I am not finding much patience in myself today.
I am perfectly able to be patient, kind, understanding, helpful and any number of other agreeable and pleasant adjectives when I am feeling well. Today, I am not feeling so well.
Here, I will practice satya (truthfulness) and provide you with a list of all the terrible things I have felt and said today:
1. I actually considered egging small children whom were playing joyfully outside my apartment causing an ear shattering din.
2. I cussed at a minimum of 10 cars on a 10 mile drive.
3. I called my dog a shittank.
4. I just lied, because I didn't actually call my dog a shittank at all. Although that's funny.
5. While on a webchat at work, I become extremely frustrated with a gentleman whose name I do not even remember at this point!
I have been feeling awful all day long- physically and emotionally. Highlight of my day was picking my darling roommate up from the airport today after her 8 day visit to Greenland (Read: Wisconsin). Writing them down makes me feel better.
On a different note, I am becoming increasingly more aware of this whole "growing up" thing I've been doing the last 24 years and 12 days. Please allow me to exemplify what I mean by providing you with a play by play of my day.
8:40 AM Wake up
9:00 AM Work
2:10 PM Pick up roommate from airport
2:40 PM Work
(hence forth this is a schedule.. I am not writing this from the future.. yet)
5:30 PM Off work, head to the bank
6:30 PM Pick up dog food
7:00 PM- 8:00 PM Feed dogs, laundry, pay bills (insurance, cable and mail rent check)
8:00 PM Dinner with the roommate
Make note of a couple of things:
Working all day long. Running errands. Responsible for keeping others alive. Paying bills. Drinking wine (this should be assumed by "dinner with roommate")
When did I grow up? When did these things happen to me? When I was younger I was always excited about getting older. All the things you get to do always seemed so exciting.

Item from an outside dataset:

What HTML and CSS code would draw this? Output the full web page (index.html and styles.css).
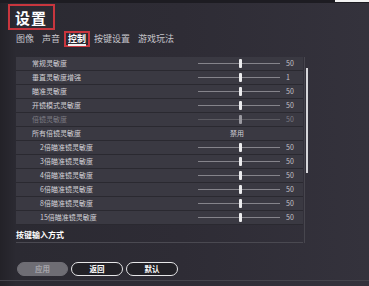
FILE: index.html
```html
<!DOCTYPE html>
<html lang="zh">
<head>
<meta charset="utf-8">
<link rel="stylesheet" href="styles.css">
</head>
<body>
<div class="screen">
  <div class="topbar"><div class="topbar-white"></div></div>
  <div class="title-box">设置</div>
  <div class="tabs">
    <div class="tab">图像</div>
    <div class="tab">声音</div>
    <div class="tab active"><span class="tab-u">控制</span></div>
    <div class="tab">按键设置</div>
    <div class="tab">游戏玩法</div>
  </div>
  <div class="main">
    <div class="panel">
      <div class="row"><div class="label">常规灵敏度</div><div class="slider"><div class="track-l"></div><div class="thumb"></div><div class="track-r"></div></div><div class="value">50</div></div>
      <div class="row"><div class="label">垂直灵敏度增强</div><div class="slider"><div class="track-l"></div><div class="thumb"></div><div class="track-r"></div></div><div class="value">1</div></div>
      <div class="row"><div class="label">瞄准灵敏度</div><div class="slider"><div class="track-l"></div><div class="thumb"></div><div class="track-r"></div></div><div class="value">50</div></div>
      <div class="row"><div class="label">开镜模式灵敏度</div><div class="slider"><div class="track-l"></div><div class="thumb"></div><div class="track-r"></div></div><div class="value">50</div></div>
      <div class="row dim"><div class="label">倍镜灵敏度</div><div class="slider"><div class="track-l"></div><div class="thumb"></div><div class="track-r"></div></div><div class="value">50</div></div>
      <div class="row"><div class="label">所有倍镜灵敏度</div><div class="toggle">禁用</div><div class="value"></div></div>
      <div class="row sub"><div class="label">2倍瞄准镜灵敏度</div><div class="slider"><div class="track-l"></div><div class="thumb"></div><div class="track-r"></div></div><div class="value">50</div></div>
      <div class="row sub"><div class="label">3倍瞄准镜灵敏度</div><div class="slider"><div class="track-l"></div><div class="thumb"></div><div class="track-r"></div></div><div class="value">50</div></div>
      <div class="row sub"><div class="label">4倍瞄准镜灵敏度</div><div class="slider"><div class="track-l"></div><div class="thumb"></div><div class="track-r"></div></div><div class="value">50</div></div>
      <div class="row sub"><div class="label">6倍瞄准镜灵敏度</div><div class="slider"><div class="track-l"></div><div class="thumb"></div><div class="track-r"></div></div><div class="value">50</div></div>
      <div class="row sub"><div class="label">8倍瞄准镜灵敏度</div><div class="slider"><div class="track-l"></div><div class="thumb"></div><div class="track-r"></div></div><div class="value">50</div></div>
      <div class="row sub"><div class="label">15倍瞄准镜灵敏度</div><div class="slider"><div class="track-l"></div><div class="thumb"></div><div class="track-r"></div></div><div class="value">50</div></div>
      <div class="section">按键输入方式</div>
    </div>
    <div class="scroll"><div class="scroll-thumb"></div></div>
  </div>
  <div class="buttons">
    <div class="btn disabled">应用</div>
    <div class="btn">返回</div>
    <div class="btn">默认</div>
  </div>
  <div class="bottom-line"></div>
</div>
</body>
</html>
```
FILE: styles.css
```css
html, body {
  margin: 0;
  padding: 0;
}
body {
  width: 369px;
  height: 286px;
  overflow: hidden;
  background: #2d2b34;
  font-family: "Noto Sans CJK SC", "Noto Sans", sans-serif;
  color: #d4d3d8;
}
.screen {
  width: 369px;
  height: 286px;
  background: linear-gradient(to right, #232228 0px, #2b2a32 16px, #2e2c35 180px, #34323c 369px);
  display: flex;
  flex-direction: column;
}
.topbar {
  height: 3px;
  background: #1d1c22;
  display: flex;
  justify-content: flex-end;
}
.topbar-white {
  width: 34px;
  height: 2px;
  background: #f2f2f2;
}
.title-box {
  margin: 1px 0 0 8px;
  width: 47px;
  height: 26px;
  box-sizing: border-box;
  border: 2px solid #c8363e;
  display: flex;
  align-items: center;
  padding-left: 5px;
  font-size: 15px;
  font-weight: 700;
  color: #ffffff;
  letter-spacing: 1px;
  line-height: 1;
}
.tabs {
  display: flex;
  margin: 1px 0 0 12px;
  height: 16px;
}
.tab {
  box-sizing: border-box;
  height: 16px;
  border: 2px solid transparent;
  padding: 0 2px;
  font-size: 9px;
  line-height: 10px;
  padding-top: 1px;
  color: #c6c5cb;
}
.tab.active {
  border-color: #c8363e;
  color: #ffffff;
  font-weight: 700;
}
.tab-u {
  display: inline-block;
  border-bottom: 2px solid #f0f0f0;
  padding-bottom: 0;
  line-height: 10px;
}
.main {
  display: flex;
  margin: 10px 0 0 16px;
}
.panel {
  width: 287px;
  display: flex;
  flex-direction: column;
}
.row {
  height: 14px;
  box-sizing: border-box;
  border-bottom: 1px solid #2a2930;
  background: #3a3942;
  display: grid;
  grid-template-columns: 182px 82px 1fr;
  align-items: center;
  font-size: 7px;
  line-height: 1;
}
.label {
  padding-left: 16px;
  color: #d2d1d6;
  white-space: nowrap;
}
.row.sub .label {
  padding-left: 24px;
}
.slider {
  display: flex;
  align-items: center;
  height: 13px;
}
.track-l {
  width: 41px;
  height: 1px;
  background: #85848b;
}
.track-r {
  flex: 1;
  height: 1px;
  background: #85848b;
}
.thumb {
  width: 3px;
  height: 9px;
  background: #ececee;
  border-radius: 1px;
}
.value {
  padding-left: 6px;
  color: #c4c3c9;
}
.toggle {
  text-align: center;
  color: #cfced4;
  padding-right: 4px;
}
.row.dim .label,
.row.dim .value {
  color: #7c7b82;
}
.row.dim .track-l,
.row.dim .track-r {
  background: #5c5b62;
}
.row.dim .thumb {
  background: #9a99a0;
}
.section {
  height: 18px;
  box-sizing: border-box;
  border-bottom: 1px solid #4a4951;
  font-size: 8px;
  font-weight: 700;
  color: #ffffff;
  display: flex;
  align-items: center;
  padding-top: 1px;
}
.scroll {
  margin-left: 1px;
  width: 3px;
  border-left: 1px solid #47464e;
}
.scroll-thumb {
  margin: 11px 0 0 1px;
  width: 2px;
  height: 105px;
  background: #d6d6da;
}
.buttons {
  display: flex;
  gap: 3px;
  margin: 19px 0 0 17px;
}
.btn {
  width: 52px;
  height: 14px;
  box-sizing: border-box;
  border: 1px solid #e6e6e8;
  border-radius: 7px;
  background: #222127;
  color: #ffffff;
  font-size: 7.5px;
  font-weight: 700;
  display: flex;
  align-items: center;
  justify-content: center;
  line-height: 1;
}
.btn.disabled {
  width: 51px;
  border-color: #6e6d74;
  background: #6e6d74;
  color: #a6a5ab;
}
.bottom-line {
  margin-top: 4px;
  height: 1px;
  background: #45444c;
}
```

I have a very clear memory from my 10th birthday where I realized I had been alive for a decade. I was sitting on the cement dock at Dottie's house. Dottie was a little old lady my mother cleaned house for. She was the first person I had ever encountered who walked around with an oxygen tank plugged into her nose everywhere she went. She had a double wide on a gravel lot. Where I am from, trailers can cost $100,000 easy so it wasn't in a poor neighborhood. In fact, it was in a relatively nice area. Upper middle class trailer park you could say. So I was sitting on the cement dock, dangling my string bean legs over the edge and looking at tanned nose and bright blonde hair shining back at my in my reflection. I remember looking down at my hands and thinking that these hands had been around for a decade already. I had just recently learned what "decade" meant and I kept telling everyone I was a "decade." Which obviously makes no sense. I remember this moment so clearly because I thought, "I will never be a single digit ever again." And most probably, for the rest of my life, I will be a double digit. I'm not sure why that had such a profound effect on me.